**What this task involves**
All entries below need to be written out exactly, but without their pictures.

━━━ Task inputs

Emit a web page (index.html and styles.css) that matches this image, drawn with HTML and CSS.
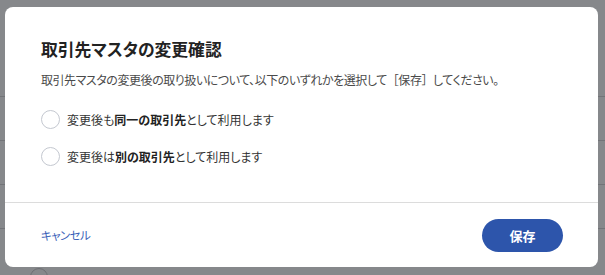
FILE: index.html
```html
<!DOCTYPE html>
<html lang="ja">
<head>
<meta charset="utf-8">
<link rel="stylesheet" href="styles.css">
</head>
<body>
<div class="page">
  <div class="bg-row"></div>
  <div class="bg-row"></div>
  <div class="bg-row"></div>
  <div class="bg-row"></div>
  <div class="bg-radio"></div>
</div>
<div class="overlay">
  <div class="dialog" role="dialog">
    <div class="dialog-body">
      <h2 class="title">取引先マスタの変更確認</h2>
      <p class="desc">取引先マスタの変更後の取り扱いについて、以下のいずれかを選択して<span class="wide">［保存］</span>してください。</p>
      <div class="options">
        <label class="option"><span class="radio"></span><span class="label">変更後も<b>同一の取引先</b>として利用します</span></label>
        <label class="option"><span class="radio"></span><span class="label">変更後は<b>別の取引先</b>として利用します</span></label>
      </div>
    </div>
    <div class="dialog-footer">
      <a class="cancel">キャンセル</a>
      <button class="save">保存</button>
    </div>
  </div>
</div>
</body>
</html>
```
FILE: styles.css
```css
html, body {
  margin: 0;
  padding: 0;
}
body {
  width: 605px;
  height: 275px;
  overflow: hidden;
  background: #86888b;
  font-family: "Noto Sans CJK JP", "Noto Sans", sans-serif;
  font-feature-settings: "palt";
  position: relative;
}
.page {
  padding-top: 96px;
  display: flex;
  flex-direction: column;
}
.bg-row {
  height: 44px;
  border-top: 1px solid #727478;
  box-sizing: border-box;
}
.bg-radio {
  position: absolute;
  left: 30px;
  top: 268px;
  width: 16px;
  height: 16px;
  border: 1px solid #6d6f73;
  border-radius: 50%;
}
.overlay {
  position: absolute;
  inset: 0;
}
.dialog {
  position: absolute;
  left: 5px;
  top: 7px;
  width: 593px;
  height: 260px;
  background: #fff;
  border-radius: 8px;
  display: flex;
  flex-direction: column;
}
.dialog-body {
  padding: 30px 36px 0;
  height: 196px;
  box-sizing: border-box;
  border-bottom: 1px solid #dcdcdc;
}
.title {
  margin: 0;
  font-size: 16.8px;
  line-height: 24px;
  font-weight: 700;
  color: #222;
}
.desc {
  margin: 10px 0 0;
  font-size: 12px;
  line-height: 18px;
  color: #4a4a4a;
  letter-spacing: -0.45px;
}
.desc .wide {
  font-feature-settings: normal;
}
.options {
  margin-top: 20px;
  display: flex;
  flex-direction: column;
  gap: 17px;
}
.option {
  display: flex;
  align-items: center;
  gap: 7px;
  height: 20px;
  font-size: 12px;
  color: #333;
}
.option b {
  font-weight: 700;
  color: #222;
}
.radio {
  width: 17px;
  height: 17px;
  border: 1px solid #c4c8d0;
  border-radius: 50%;
  box-sizing: content-box;
  flex: none;
}
.dialog-footer {
  flex: 1;
  display: flex;
  align-items: center;
  justify-content: space-between;
  padding: 0 35px 0 36px;
}
.cancel {
  font-size: 11.5px;
  letter-spacing: -0.6px;
  color: #3b62b8;
  cursor: pointer;
}
.save {
  width: 81px;
  height: 33px;
  border: none;
  border-radius: 17px;
  background: #2d55ab;
  color: #fff;
  font-family: inherit;
  font-size: 13px;
  font-weight: 700;
}
```
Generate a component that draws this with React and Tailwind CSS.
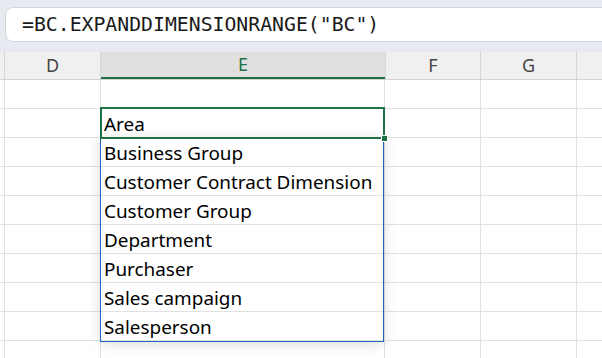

━━━━━━

**Exercise answer**
Emit a web page (index.html and styles.css) that matches this image, drawn with HTML and CSS.
FILE: index.html
```html
<!DOCTYPE html>
<html lang="ja">
<head>
<meta charset="utf-8">
<link rel="stylesheet" href="styles.css">
</head>
<body>
<div class="page">
  <div class="bg-row"></div>
  <div class="bg-row"></div>
  <div class="bg-row"></div>
  <div class="bg-row"></div>
  <div class="bg-radio"></div>
</div>
<div class="overlay">
  <div class="dialog" role="dialog">
    <div class="dialog-body">
      <h2 class="title">取引先マスタの変更確認</h2>
      <p class="desc">取引先マスタの変更後の取り扱いについて、以下のいずれかを選択して<span class="wide">［保存］</span>してください。</p>
      <div class="options">
        <label class="option"><span class="radio"></span><span class="label">変更後も<b>同一の取引先</b>として利用します</span></label>
        <label class="option"><span class="radio"></span><span class="label">変更後は<b>別の取引先</b>として利用します</span></label>
      </div>
    </div>
    <div class="dialog-footer">
      <a class="cancel">キャンセル</a>
      <button class="save">保存</button>
    </div>
  </div>
</div>
</body>
</html>
```
FILE: styles.css
```css
html, body {
  margin: 0;
  padding: 0;
}
body {
  width: 605px;
  height: 275px;
  overflow: hidden;
  background: #86888b;
  font-family: "Noto Sans CJK JP", "Noto Sans", sans-serif;
  font-feature-settings: "palt";
  position: relative;
}
.page {
  padding-top: 96px;
  display: flex;
  flex-direction: column;
}
.bg-row {
  height: 44px;
  border-top: 1px solid #727478;
  box-sizing: border-box;
}
.bg-radio {
  position: absolute;
  left: 30px;
  top: 268px;
  width: 16px;
  height: 16px;
  border: 1px solid #6d6f73;
  border-radius: 50%;
}
.overlay {
  position: absolute;
  inset: 0;
}
.dialog {
  position: absolute;
  left: 5px;
  top: 7px;
  width: 593px;
  height: 260px;
  background: #fff;
  border-radius: 8px;
  display: flex;
  flex-direction: column;
}
.dialog-body {
  padding: 30px 36px 0;
  height: 196px;
  box-sizing: border-box;
  border-bottom: 1px solid #dcdcdc;
}
.title {
  margin: 0;
  font-size: 16.8px;
  line-height: 24px;
  font-weight: 700;
  color: #222;
}
.desc {
  margin: 10px 0 0;
  font-size: 12px;
  line-height: 18px;
  color: #4a4a4a;
  letter-spacing: -0.45px;
}
.desc .wide {
  font-feature-settings: normal;
}
.options {
  margin-top: 20px;
  display: flex;
  flex-direction: column;
  gap: 17px;
}
.option {
  display: flex;
  align-items: center;
  gap: 7px;
  height: 20px;
  font-size: 12px;
  color: #333;
}
.option b {
  font-weight: 700;
  color: #222;
}
.radio {
  width: 17px;
  height: 17px;
  border: 1px solid #c4c8d0;
  border-radius: 50%;
  box-sizing: content-box;
  flex: none;
}
.dialog-footer {
  flex: 1;
  display: flex;
  align-items: center;
  justify-content: space-between;
  padding: 0 35px 0 36px;
}
.cancel {
  font-size: 11.5px;
  letter-spacing: -0.6px;
  color: #3b62b8;
  cursor: pointer;
}
.save {
  width: 81px;
  height: 33px;
  border: none;
  border-radius: 17px;
  background: #2d55ab;
  color: #fff;
  font-family: inherit;
  font-size: 13px;
  font-weight: 700;
}
```
Generate a component that draws this with React and Tailwind CSS.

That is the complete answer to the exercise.